During one Christmas of the long ago, I received a rather unusual gift from a work associate: a set of forms to fill out and send to the Genealogy Gurus at the Church of the Latter Day Saints in Salt Lake City. I still remember how nicely the pages were carefully enclosed in lovely holiday tissue wrapping paper.
My only goal, back then, was to find out some names of my paternal forebears, so that I could then write them — with factual accuracy — on the very empty branches of The Family Tree in the birth record book of my as-yet unborn first child, a son; and, then, three a half years later, of my daughter.
My friend at the time confessed her fears about her legacy research project:
“I hope I don’t find a horse thief.”
“If that’s all I find, I’ll be grateful,” was my reply.
There’s no need for detailed information here. They could fill a book. They already have, several, in fact. From some very empty tree branches, I intuitively created entire fictional forests.
During this past year, significant, and profound portions of my father’s ancestry were most unexpectedly granted to me — several decades after I’d audaciously gone in search of answers to basic questions about my antecedents, solely to provide those basics to my progeny.

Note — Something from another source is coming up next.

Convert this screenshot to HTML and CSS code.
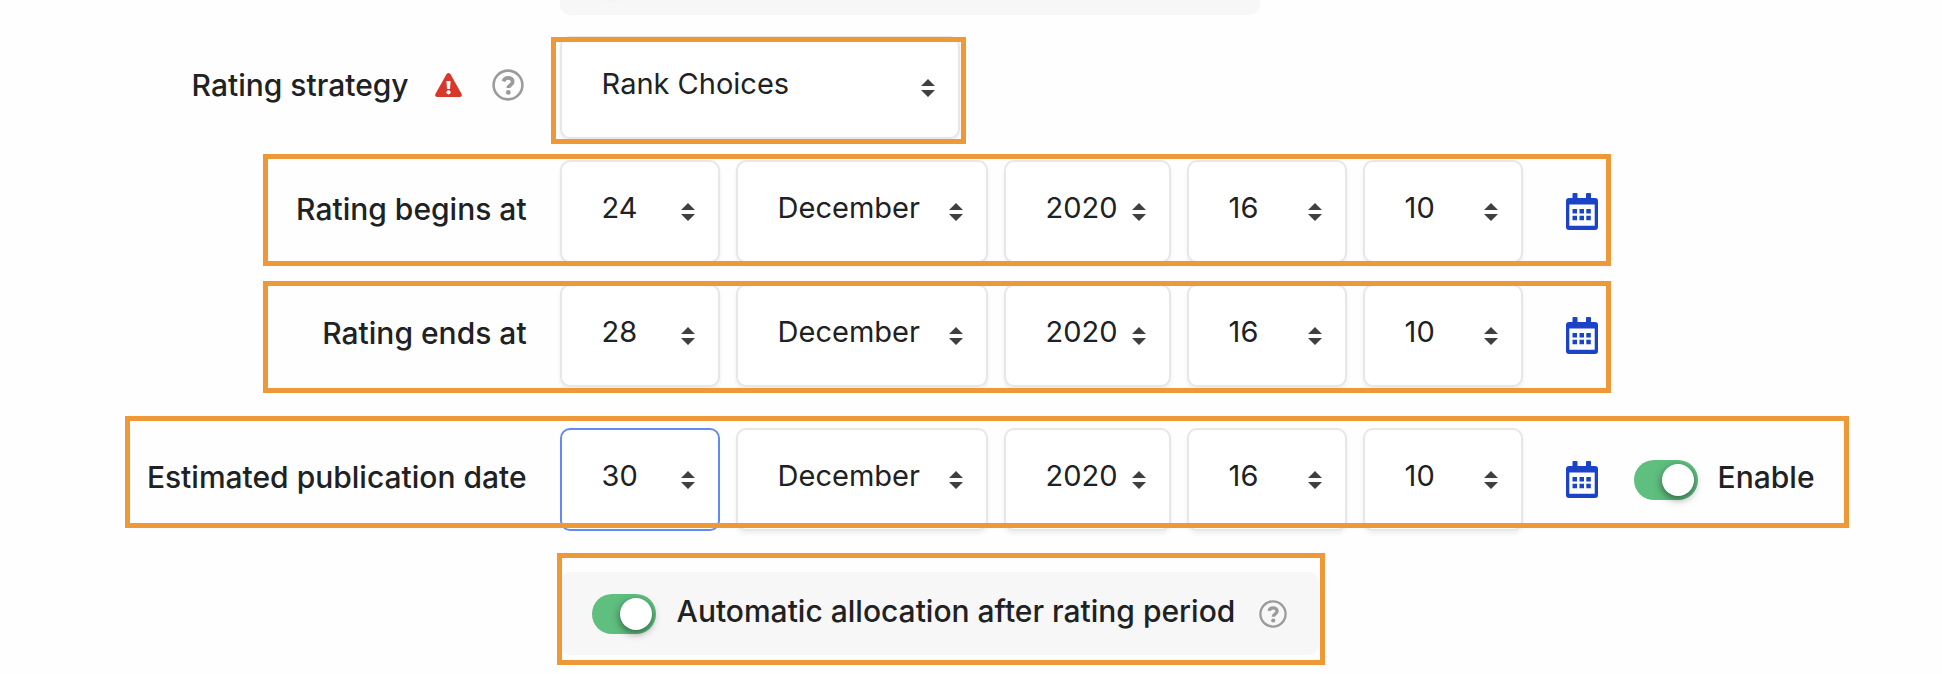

I consequently experienced the tranquillity of knowing this job was well done, even though I’d not consciously been aware of the work I was doing at the time I was doing it.
I am eternally thankful to My Maker for directing me, on that winter day, one year ago, to steel myself to finish whatever it was that I’d started, many years ago. Those were dark years for me, enlightened by the wondrous love that guided me through grievous sorrows.
We cannot change the always-despairing doubters. We cannot force our joy upon the bitter souls who despise us for holding joy in our hearts. We can, and must, walk away from all of that doom-and-gloom, with a prayer for the lost. We also owe a duty to ourselves to prevail over the nasty work of the devil by looking for the Light in the darkness that’s a specialty of any anti-Christ.
Fortunate is anyone who has been tempest-tossed, and lost, but who became found, through the grace of God. We can then become further blessed through the love that we receive into ourselves, and consequently give to others. You must accept love before you can ever hope to give it away. True love does not spring forth from an empty vessel, or from a chalice filled with bitterness. The splendour of love is an endless flame, within, that lights your path in this journey called life.
I still shed tears in contemplation of the unforeseen fulfillment of a promise, along with a vow, that I’d made, many years ago, to my oldest sibling, Edward. With amazement and with abundant gratitude, I’ve accepted the truths of these words that I quipped to Dear Husband:
“I’m not only carrying the torch of my family-of-origin to the future — I am the torch!”
Cry Facho!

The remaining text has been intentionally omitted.